Another post from my retro weekend tour of Kleve in Germany a few years ago.
We want to explore the Castle so walk the smaller side streets, making our way up the hill and come out on a small open area near the top.
The Castle stands imposingly to our right, and there is a path that leads all around it.
There is a real mixture of building styles here… that is definiatly in the “top town” also, so this doesn’t have a real historical feel… but since I read on Wikipedia that some 90% of buildings suffered damage in World War Two, it at least accounts for the multiple styles of the local architecture.
It might not be too clear from my photograph, but one of the windows at the bottom of the tower was at eye level, so I took this photo to show just how thick the walls are… the wall continues on the outside, beyond the window sill that I am leaning on, and also continues deep into the room as well (the white bit of the photo on the right)
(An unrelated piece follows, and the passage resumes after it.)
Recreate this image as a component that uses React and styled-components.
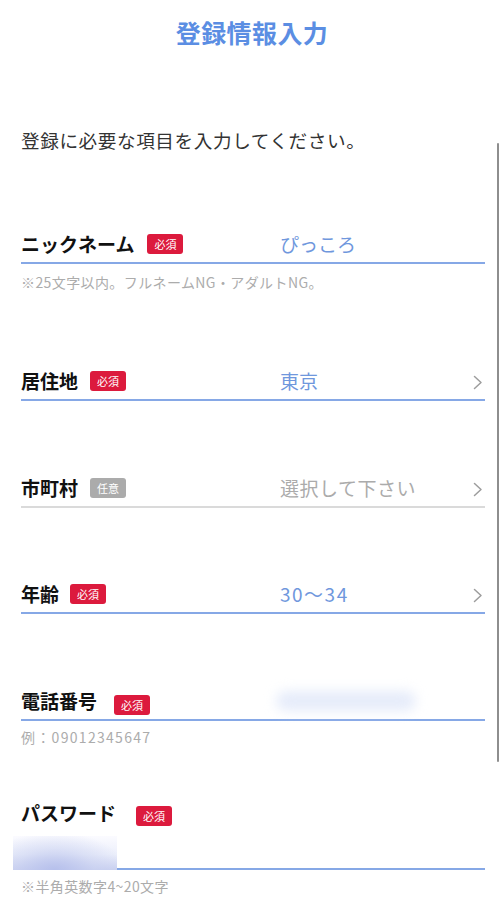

The Schwanenburg (Swan Castle), where the dukes of Cleves resided, was founded on a steep hill. It is located at the northern terminus of the Kermisdahl where it joins with the Spoykanal, which was previously an important transportation link to the Rhine.
The old castle has a massive tower, the Schwanenturm 55 m (180 feet) high, that is associated in legend with the Knight of the Swan, immortalized in Richard Wagner’s Lohengrin.
We weren’t sure if this was a fire escape or a short-cut, but this is one very steep staircase that clings to the hills cliff face.